In a letter made public late Friday, the point person for all federal agency use of frequencies told commercial spectrum regulators his agency could not support approval of Ligado Networks’ request to use satellite frequencies for a terrestrial wireless network. Tests have shown that the proposal poses an interference risk to GPS receivers.
“The assessment of the potential impacts of the Ligado proposals has been thorough. Based on these assessments, federal agencies have significant concerns regarding the impact to their missions, national security and the U.S. economy,” wrote Douglas Kinkoph, acting deputy Assistant secretary for communications and information at the National Telecommunications and Information Administration (NTIA). “Despite the considerable efforts to find a satisfactory solution, the NTIA, on behalf of the executive branch, is unable to recommend the Commission’s approval of the Ligado applications.”
The Dec. 6 letter was send to Ajit Pai, chairman of the Federal Communications Commission (FCC).
“I’m glad that the letter came out. I think it’s a strong letter. I only regret that it is late and I wish they had seen fit to do it earlier,” said Brad Parkinson, co-director of the Stanford Center for Position, Navigation and Time (PNT) and the first vice chair of the nation’s panel of leading GPS experts, the National Space-Based PNT Advisory Board.
This is at least the second time the NTIA has weighed in on a proposal to allow other uses for the frequencies neighboring the GPS band. In 2012 the FCC put on hold a similar proposal by Ligado’s predecessor firm after the NTIA weighed in. That firm, called LightSquared, filed bankruptcy shortly thereafter, emerging a few years later as Ligado. Ligado proposed a more limited plan but the GPS community still considered it an interference risk.
“It is important that the NTIA finally communicated its views on Ligado’s mid-band spectrum plan to the FCC,” said Ligado Networks CEO Doug Smith in a statement. “What’s appalling is that it took so long for NTIA to do nothing but regurgitate information which has already been sitting before the FCC for years and attempt to redefine harmful interference.
“This latest letter is nothing but a cut-and-paste of the same false claims about the DOT adjacent-band study premised on 1 dB that opponents of Ligado have been making for years and trying, unsuccessfully, to convince the FCC to adopt,” Smith said, referring to a one-decibel (1 dB) decrease in the carrier-to-noise power density ratio.
The 1 dB measure has long been the internationally accepted measure for GPS interference.
Ligado has been touting its plan as offering an important addition to the spectrum available for 5G.

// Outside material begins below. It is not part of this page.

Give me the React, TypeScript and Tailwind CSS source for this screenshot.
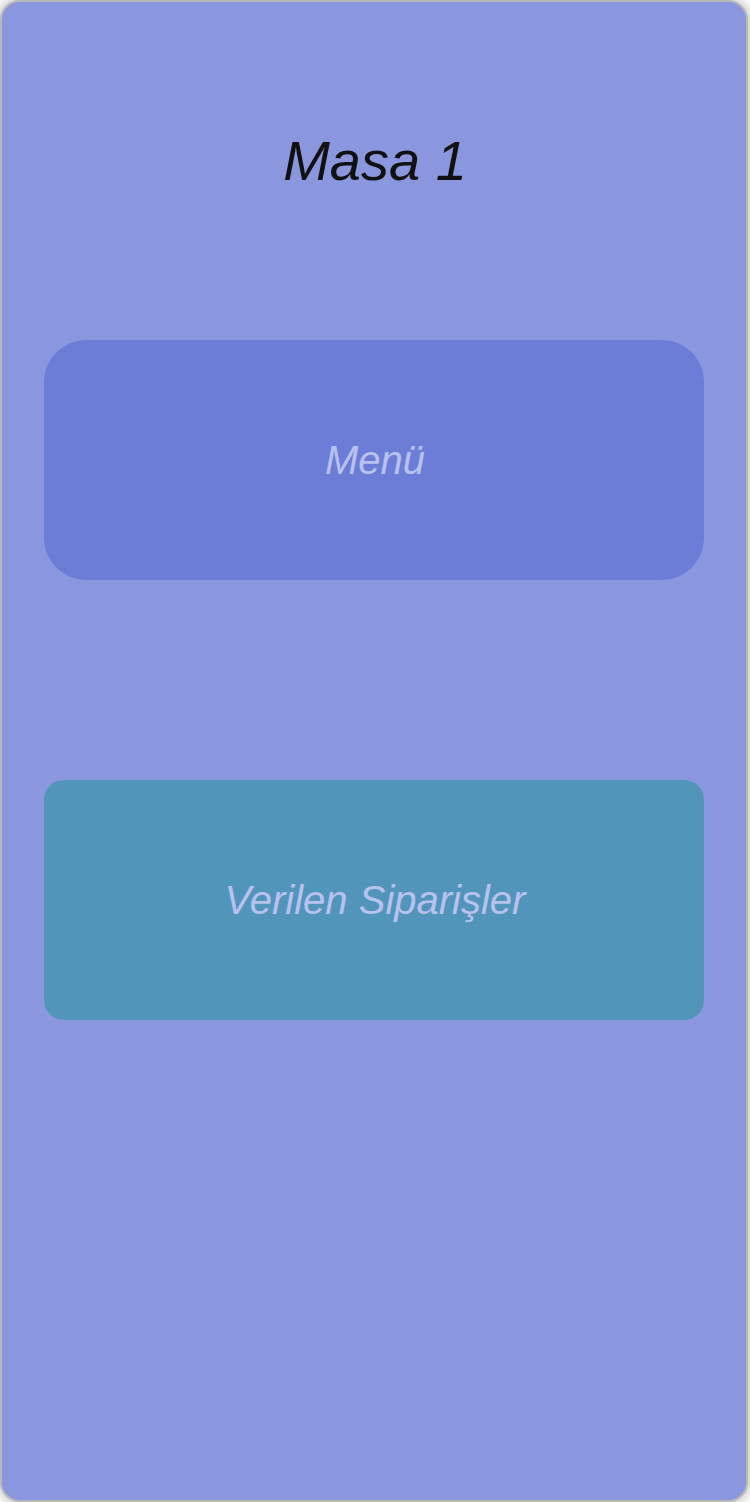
export default function App() {
  return (
    <div className="min-h-screen overflow-hidden bg-white font-['Liberation_Sans',Arial,sans-serif] italic">
      <main className="mr-0.5 flex min-h-screen flex-col rounded-[20px] border-2 border-[#b8b8b8] bg-[#8a96de] px-[42px] pt-[127px] shadow-[0_0_12px_2px_rgba(0,0,0,0.25)]">
        <h1 className="pl-0.5 text-center text-[56px] leading-[64px] text-[#111111]">Masa 1</h1>
        <button type="button" className="mt-[147px] h-[240px] w-full rounded-[42px] bg-[#6b7dd7] pl-0.5 text-[40px] leading-[48px] text-[#b9c1ed]">
          Menü
        </button>
        <button type="button" className="mt-[200px] h-[240px] w-full rounded-[20px] bg-[#5295bb] pl-0.5 text-[40px] leading-[48px] text-[#b9c1ed]">
          Verilen Siparişler
        </button>
      </main>
    </div>
  );
}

“While NTIA continues to look for opportunities to make additional spectrum available to support commercial services, including 5G, the considerations and implications in each such instance are unique. Other important national interests must also be considered in order to arrive at the best outcome for the country,” Kinkoph said. He described some 2,000 megahertz of spectrum that is available for communications. “As a result, an inability to deploy terrestrial 5G or relate services using the frequencies involved in the Ligado applications will not hold back the timely deployment of 5G across the United States.”
“I think the most interesting aspect of that letter was pointing out how much 5G spectrum has been made available,” said Parkinson. “So the argument that this particular small piece somehow should carry some inordinate weight doesn’t make any sense to me.”
“With this latest submission, no one can argue that the record is not complete and so the time to make a decision is now,” Smith said. “The final step is for the FCC to determine whether this tired and old information requires any change to its proposed resolution and then move forward to a decision.”